Irvine Valley College officials are quietly trying to find investors for a private hotel, entertainment and office complex on campus that could cost as much as $800 million, officials confirmed this week.
As described in recent meetings among campus officials, the project would include a hotel, a multistory parking structure, two 2,000-seat theaters, office buildings, a sound stage and a lake, replacing orange groves and an athletic field at the southern end of campus.
The scope of the privately funded, for-profit project--whose cost estimates nearly double Staples Center in downtown Los Angeles--is believed to be unprecedented, not only for a community college, but for any public university in the state.
The cost would be enough to build two community colleges, said Kirsten McIntyre, spokeswoman for the California Community Colleges Chancellor's Office, which was unaware of the proposal.
The project is a long way from reality and would have to be approved by trustees for the South Orange County Community College District, which includes Irvine Valley and Saddleback colleges.
Some faculty and college employees say they don't understand how the two-year college benefits from such a deal.
"It would be a commercial enterprise that would not be a benefit to our students," said Jan Wyma, Irvine Valley's choral director.
The plan is being developed by Howard Gensler, Irvine Valley's dean of humanities and library sciences, who declined to comment. Raghu P. Mather, chancellor of the South Orange County Community College District, said he had discussed the idea with the president of the board of trustees, but would offer no details about the project or how much revenue it would generate for the campus.
Glenn R. Roquemore, Irvine Valley's interim president, said he has had informal conversations with Gensler about the project. "I can't say whether I endorse it or oppose it," he said. "I have not received a proposal."
Although the size of the project is unusual, other colleges and universities lease land to private businesses.
Cal State Fullerton leased 3.15 acres for a six-story Marriott hotel that was completed in 1989, the first commercial hotel on a public campus in the state.
San Jose's Mission College receives $3 million a year for land it leases to Cisco Systems and to movie theaters.
Wyma and other Irvine Valley faculty members said they don't need two 2,000-seat theaters, which campus sources say would be used for commercial roadshows. Instead, Wyma said, they need a 300- to 400-seat theater for college concerts and plays.
In fact, the college is gearing up for a fund-raising campaign for a 400-seat performing arts center, which includes faculty offices and laboratory space. It is expected to cost $12.1 million and be completed in 2006.
Cost Estimates Vary
Gensler has discussed costs in the range of $500 million to $800 million, say campus officials familiar with the discussions. Donald Wagner, president of the board of trustees, said he's heard a much lower cost estimate, but declined to give a figure. He and Roquemore said the plan does not include spending college money.

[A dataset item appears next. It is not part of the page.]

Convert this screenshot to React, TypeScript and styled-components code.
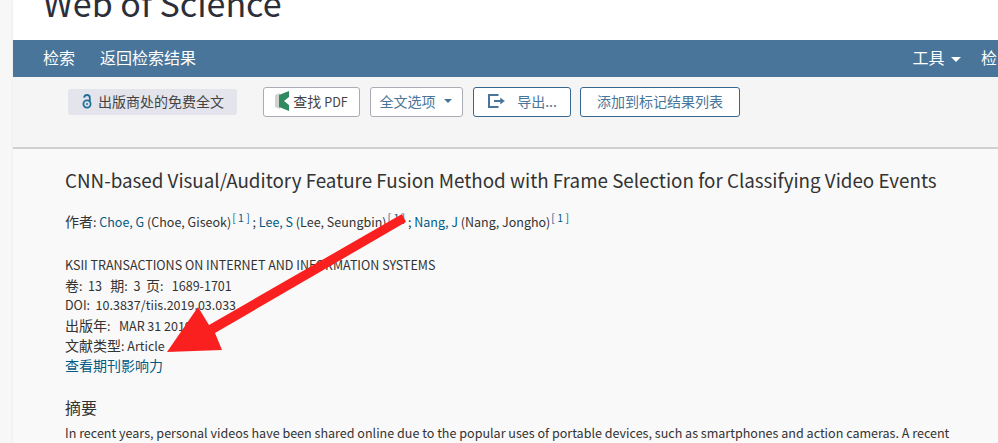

Details of the project were provided by people who attended meetings at which Gensler discussed his idea and by others who had talked with him about it. Most spoke on condition of anonymity, saying they feared retribution from administrators. They said Gensler advised them not to discuss the plan.
The proposal has changed over the months, but the basic plan calls for construction on 25 to 35 acres at Jeffrey Road and Barranca Parkway.
Several sources said Gensler was pitching the deal to investors as a 99-year lease, and that it would include a Hilton or Hyatt hotel with conference center facilities, restaurants, a four- or five-story parking structure, an office building of several stories, the theaters, an art museum, an observatory and a building with sound stages for TV and film.
Also contemplated are a movie complex and soccer stadium.
Irvine Must OK Plan
Any construction not associated with the college's educational mission must be approved by Irvine, said Sheri Vander Dussen, the city's director of community development. She said she had not heard of the proposal.
Theaters of the size of those in the project depend mostly on touring productions to fill their calendar, and often do not make a profit from ticket sales.The Orange County Performing Arts Center in Costa Mesa, for example, operates the nearly 3,000-seat Segerstrom Hall, along with Founders Hall, which can seat as many as 250 people.
About 75% of the center's income comes from ticket sales, not enough to cover operations, said Tim Dunn, public relations director.
The gap is made up by donations and grants.
The center is in the middle of a $200-million fund-raising campaign to build a 2,000-seat symphonic music hall and a 500-seat auditorium.